Anulka111: to właśnie problem, że nie umiem unikać tego kota. No nie da się. Musiałbym ją zamknąć, a nie chciałem zamykać zwierzęcia w małym pokoju na parę dni. Ale w efekcie ona łazi po domu, usadawia się w różnych miejscach i potem się na nią nadziewam: a to pod stołem, a to za kanapą, a to na lodówce. Zwykle jest tak, że jej nie zauważę, dopóki się na mnie nie rzuci, albo nie prychnie, albo nie zacznie warczeć. W dodatku, jak to robi, to trudno się nie przestraszyć, tak normalnie, jak w ciszy nagle człowiek słyszy nagły dźwięk. Ciężko jest biegać po domu na palcach i przez cały czas miękko i cicho się przemieszczać i tonować głos. No nie da się! Zresztą nawet nie chcę...

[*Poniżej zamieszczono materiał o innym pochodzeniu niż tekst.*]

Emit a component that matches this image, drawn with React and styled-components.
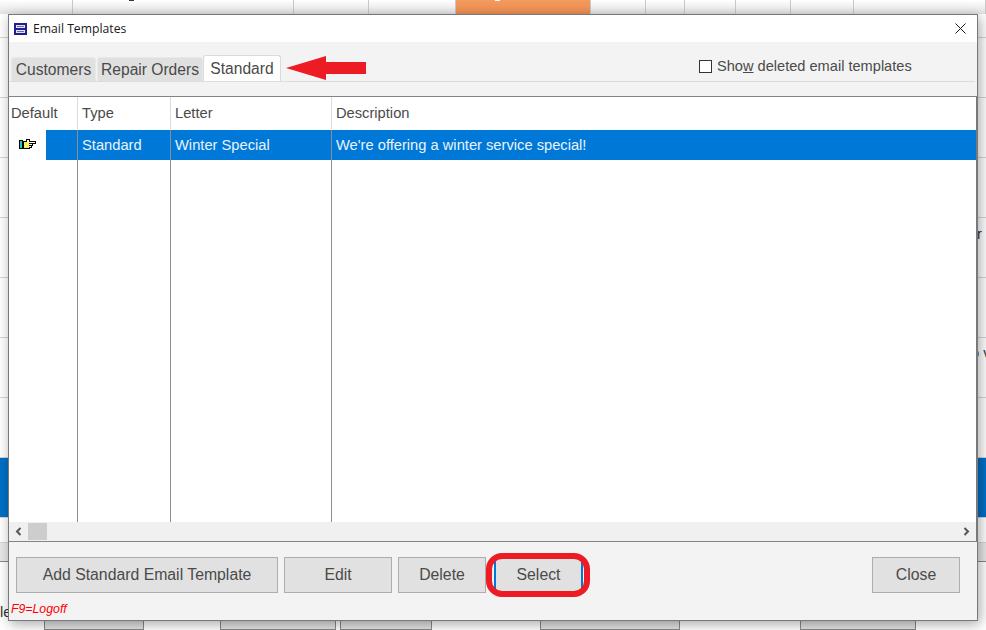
import React from "react";
import styled, { createGlobalStyle } from "styled-components";

const GlobalStyle = createGlobalStyle`
  html, body {
    margin: 0;
    padding: 0;
    background: #ffffff;
  }
  * {
    box-sizing: border-box;
  }
`;

const Page = styled.div`
  position: relative;
  width: 986px;
  height: 630px;
  overflow: hidden;
  font-family: "Liberation Sans", Arial, sans-serif;
  background: #ffffff;
`;

const TopStrip = styled.div`
  display: flex;
  height: 14px;
  background: linear-gradient(#ffffff, #e4e4e4);
`;

const StripCell = styled.div`
  position: relative;
  width: ${(p) => p.$w}px;
  flex: ${(p) => (p.$w ? "none" : "1")};
  border-right: 1px solid #c8c8c8;
  background: ${(p) => (p.$active ? "linear-gradient(#f49a5e, #ee8f52)" : "transparent")};
`;

// bottoms of letters cut off by the top of the window
const StripMark = styled.span`
  position: absolute;
  left: ${(p) => p.$x}px;
  top: 0;
  width: 5px;
  height: 1px;
  background: ${(p) => p.$color};
`;

const Rows = styled.div`
  display: flex;
  flex-direction: column;
`;

const BackRow = styled.div`
  height: ${(p) => p.$h}px;
  background: ${(p) => p.$bg || "#ffffff"};
  border-bottom: 1px solid ${(p) => p.$line || "#d4d4d4"};
`;

const BackLabel = styled.span`
  position: absolute;
  left: ${(p) => p.$left}px;
  top: ${(p) => p.$top}px;
  font-size: 14.67px;
  white-space: nowrap;
  color: #333333;
`;

const BackButtons = styled.div`
  position: absolute;
  left: 0;
  top: 621px;
  display: flex;
  padding-left: 44px;
`;

const BackButton = styled.div`
  width: ${(p) => p.$w}px;
  margin-right: ${(p) => p.$gap}px;
  height: 9px;
  background: #e2e2e2;
  border: 1px solid #8a8a8a;
  border-top: none;
`;

const Dialog = styled.div`
  position: absolute;
  left: 8px;
  top: 14px;
  width: 970px;
  height: 607px;
  display: flex;
  flex-direction: column;
  background: #f3f3f3;
  border: 1px solid #77797c;
  box-shadow: 2px 3px 12px rgba(0, 0, 0, 0.35);
`;

const TitleBar = styled.div`
  height: 27px;
  flex: none;
  display: flex;
  align-items: center;
  gap: 6px;
  padding: 0 11px 0 5px;
  background: #ffffff;
  font-family: "Open Sans", sans-serif;
  font-size: 12.2px;
  color: #1a1a1a;
`;

const TitleText = styled.span`
  flex: 1;
`;

const TabStrip = styled.div`
  position: relative;
  height: 40px;
  flex: none;
  display: flex;
  align-items: flex-end;
  padding: 0 0 0 2px;
  border-bottom: 1px solid #dcdcdc;
  margin-right: 2px;
`;

const Tab = styled.div`
  width: ${(p) => p.$w}px;
  height: ${(p) => (p.$active ? "26px" : "24px")};
  margin-right: ${(p) => p.$gap || 0}px;
  display: flex;
  align-items: center;
  justify-content: center;
  font-size: 15.6px;
  color: #4a4a4a;
  background: ${(p) => (p.$active ? "#ffffff" : "#e0e0e0")};
  border: 1px solid ${(p) => (p.$active ? "#dadada" : "#e8e8e8")};
  border-bottom: none;
  border-radius: 3px 3px 0 0;
`;

const ArrowMark = styled.svg`
  position: absolute;
  left: 277px;
  top: 13px;
`;

const ShowDeleted = styled.label`
  position: absolute;
  left: 690px;
  top: 16px;
  display: flex;
  align-items: center;
  gap: 5px;
  font-size: 14.6px;
  color: #4a4a4a;
`;

const CheckBox = styled.span`
  width: 13px;
  height: 13px;
  background: #ffffff;
  border: 1px solid #333333;
`;

const Mnemonic = styled.span`
  text-decoration: underline;
`;

const ListPanel = styled.div`
  margin-top: 14px;
  flex: 1;
  min-height: 0;
  display: flex;
  flex-direction: column;
  border-top: 1px solid #808488;
  border-bottom: 1px solid #808488;
  border-right: 1px solid #77797c;
  background: #ffffff;
`;

const ListBody = styled.div`
  position: relative;
  flex: 1;
  display: grid;
  grid-template-columns: 69px 93px 161px 1fr;
  grid-template-rows: 33px 30px 1fr;
`;

const HeadCell = styled.div`
  display: flex;
  align-items: center;
  padding-left: ${(p) => p.$pad}px;
  padding-bottom: 2px;
  font-size: 14.7px;
  color: #4a4a4a;
  border-right: ${(p) => (p.$last ? "none" : "1px solid #dcdcdc")};
`;

const RowCell = styled.div`
  display: flex;
  align-items: center;
  padding-left: 4px;
  font-size: 14.7px;
  color: #e9f3fb;
  background: #0078d7;
  border-right: ${(p) => (p.$last ? "none" : "1px solid #8a8f94")};
`;

const PointerCell = styled.div`
  background: linear-gradient(90deg, #ffffff 37px, #0078d7 37px);
  border-right: 1px solid #8a8f94;
  padding: 9px 0 0 10px;
  font-size: 0;
`;

const EmptyCell = styled.div`
  border-right: ${(p) => (p.$last ? "none" : "1px solid #8a8f94")};
`;

const ScrollBar = styled.div`
  height: 19px;
  flex: none;
  display: flex;
  align-items: center;
  background: #f0f0f0;
`;

const ScrollArrow = styled.div`
  width: 19px;
  display: flex;
  justify-content: center;
  font-size: 0;
`;

const ScrollThumb = styled.div`
  width: 19px;
  height: 17px;
  background: #cdcdcd;
`;

const ScrollTrack = styled.div`
  flex: 1;
`;

const Footer = styled.div`
  position: relative;
  height: 78px;
  flex: none;
  display: flex;
  align-items: flex-start;
  padding: 15px 17px 0 7px;
`;

const Button = styled.button`
  width: ${(p) => p.$w}px;
  height: 36px;
  margin-right: ${(p) => p.$gap || 0}px;
  padding: 0;
  font-family: "Liberation Sans", Arial, sans-serif;
  font-size: 15.8px;
  color: #4a4a4a;
  background: #e1e1e1;
  border: 1px solid #adadad;
  ${(p) => p.$focused && "border-left: 2px solid #0078d7; border-right: 2px solid #0078d7; border-bottom: 2px solid #0078d7;"}
`;

const Spacer = styled.div`
  flex: 1;
`;

const Callout = styled.div`
  position: absolute;
  left: 477px;
  top: 11px;
  width: 104px;
  height: 44px;
  border: 6px solid #ed1c24;
  border-radius: 16px;
`;

const LogoffHint = styled.span`
  position: absolute;
  left: 2px;
  top: 60px;
  font-size: 12.3px;
  font-style: italic;
  color: #ff0000;
`;

function WindowIcon() {
  return (
    <svg width="13" height="12" viewBox="0 0 13 12" shapeRendering="crispEdges">
      <rect x="0" y="0" width="13" height="12" rx="1" fill="#20208c" />
      <rect x="2" y="2" width="9" height="3" fill="#e4e4f6" />
      <rect x="2" y="7" width="9" height="3" fill="#e4e4f6" />
      <rect x="3" y="3" width="7" height="1" fill="#6a6ab8" />
      <rect x="3" y="8" width="7" height="1" fill="#6a6ab8" />
    </svg>
  );
}

function CloseIcon() {
  return (
    <svg width="11" height="11" viewBox="0 0 11 11">
      <path d="M0.5 0.5 L10.5 10.5 M10.5 0.5 L0.5 10.5" stroke="#1a1a1a" strokeWidth="1" fill="none" />
    </svg>
  );
}

function PointerIcon() {
  return (
    <svg width="17" height="11" viewBox="0 0 17 11" shapeRendering="crispEdges">
      <rect x="0" y="1" width="4" height="9" fill="#000000" />
      <rect x="1" y="2" width="2" height="7" fill="#19c8c8" />
      <rect x="4" y="2" width="7" height="8" fill="#000000" />
      <rect x="5" y="3" width="5" height="6" fill="#f6f05a" />
      <rect x="7" y="0" width="4" height="2" fill="#000000" />
      <rect x="8" y="1" width="2" height="2" fill="#ffffff" />
      <rect x="10" y="2" width="7" height="3" fill="#000000" />
      <rect x="10" y="3" width="6" height="1" fill="#ffffff" />
      <rect x="10" y="5" width="4" height="2" fill="#000000" />
      <rect x="10" y="5" width="3" height="1" fill="#ffffff" />
      <rect x="10" y="7" width="3" height="2" fill="#000000" />
      <rect x="10" y="7" width="2" height="1" fill="#ffffff" />
    </svg>
  );
}

function Chevron({ right }) {
  return (
    <svg width="7" height="9" viewBox="0 0 7 9">
      <path
        d={right ? "M1.5 1 L5 4.5 L1.5 8" : "M5.5 1 L2 4.5 L5.5 8"}
        stroke="#555555"
        strokeWidth="2"
        fill="none"
      />
    </svg>
  );
}

const stripCells = [73, 221, 75, 87, 135, 55, 39, 51, 55, 63];
const backRows = [
  { h: 24 },
  { h: 60 },
  { h: 60 },
  { h: 60 },
  { h: 60 },
  { h: 60 },
  { h: 60 },
  { h: 60 },
  { h: 60, bg: "#0070c6" },
  { h: 25 },
  { h: 19, bg: "#e8e8e8", line: "#8a8a8a" },
];
const backButtons = [
  { w: 100, gap: 76 },
  { w: 116, gap: 4 },
  { w: 92, gap: 108 },
  { w: 140, gap: 120 },
  { w: 116, gap: 0 },
];

export default function App() {
  return (
    <Page>
      <GlobalStyle />
      <TopStrip>
        {stripCells.map((w, i) => (
          <StripCell key={i} $w={w} $active={i === 4}>
            {i === 1 && <StripMark $x={56} $color="#333333" />}
            {i === 4 && <StripMark $x={39} $color="#ffffff" />}
          </StripCell>
        ))}
        <StripCell />
      </TopStrip>
      <Rows>
        {backRows.map((r, i) => (
          <BackRow key={i} $h={r.h} $bg={r.bg} $line={r.line} />
        ))}
      </Rows>
      <BackLabel $left={0} $top={604}>le</BackLabel>
      <BackLabel $left={977} $top={226}>r</BackLabel>
      <BackLabel $left={971} $top={345}>o v</BackLabel>
      <BackButtons>
        {backButtons.map((b, i) => (
          <BackButton key={i} $w={b.w} $gap={b.gap} />
        ))}
      </BackButtons>

      <Dialog>
        <TitleBar>
          <WindowIcon />
          <TitleText>Email Templates</TitleText>
          <CloseIcon />
        </TitleBar>
        <TabStrip>
          <Tab $w={85} $gap={1}>Customers</Tab>
          <Tab $w={106}>Repair Orders</Tab>
          <Tab $w={78} $active>Standard</Tab>
          <ArrowMark width="80" height="26" viewBox="0 0 80 26">
            <path d="M0 13 L40 1 L40 7 L80 7 L80 19 L40 19 L40 25 Z" fill="#ed1c24" />
          </ArrowMark>
          <ShowDeleted>
            <CheckBox />
            <span>
              Sho<Mnemonic>w</Mnemonic> deleted email templates
            </span>
          </ShowDeleted>
        </TabStrip>
        <ListPanel>
          <ListBody>
            <HeadCell $pad={2}>Default</HeadCell>
            <HeadCell $pad={4}>Type</HeadCell>
            <HeadCell $pad={4}>Letter</HeadCell>
            <HeadCell $pad={4} $last>Description</HeadCell>
            <PointerCell>
              <PointerIcon />
            </PointerCell>
            <RowCell>Standard</RowCell>
            <RowCell>Winter Special</RowCell>
            <RowCell $last>We're offering a winter service special!</RowCell>
            <EmptyCell />
            <EmptyCell />
            <EmptyCell />
            <EmptyCell $last />
          </ListBody>
          <ScrollBar>
            <ScrollArrow>
              <Chevron />
            </ScrollArrow>
            <ScrollThumb />
            <ScrollTrack />
            <ScrollArrow>
              <Chevron right />
            </ScrollArrow>
          </ScrollBar>
        </ListPanel>
        <Footer>
          <Button $w={262} $gap={6}>Add Standard Email Template</Button>
          <Button $w={108} $gap={6}>Edit</Button>
          <Button $w={88} $gap={8}>Delete</Button>
          <Button $w={89} $focused>Select</Button>
          <Spacer />
          <Button $w={88}>Close</Button>
          <Callout />
          <LogoffHint>F9=Logoff</LogoffHint>
        </Footer>
      </Dialog>
    </Page>
  );
}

Jestem zdania, że kot nie powinien atakować ludzi, którzy nie są wobec niego agresywni. I nie chodzi mi o stopniowe oswajanie zwierzęcia, ale o spokój chociażby gości. Albo bezpieczeństwo dzieci. Myślałem, że są na to konkretne sposoby behawioralne, ale jak widać - nie ma. Jedynie, czego się dowiedziałem, to że jestem ograniczony i prawie że bandyta

pozdr
W
PS Ciekawie było w zeszłe święta: w mieszkaniu musiał być drugi kot, też maincoon. Przemiłe stworzenie, łazi, mruczy, jest ciekawski, nie syczy, nie warczy, a miauczy. No kot taki po prostu

Ile ta kotka się na niego nawarczała, nasyczała...
PS2 KasiaD - Twoje pytanie to żart albo ironia, mam nadzieję?
PS3 Kocurro, naprawdę życzysz komuś trwałego uszkodzenia drugiego kolana celem zaprzyjaźnienia się z kotem? To niezbyt fortunne, ja tego nikomu nie życzę, nawet w żartach.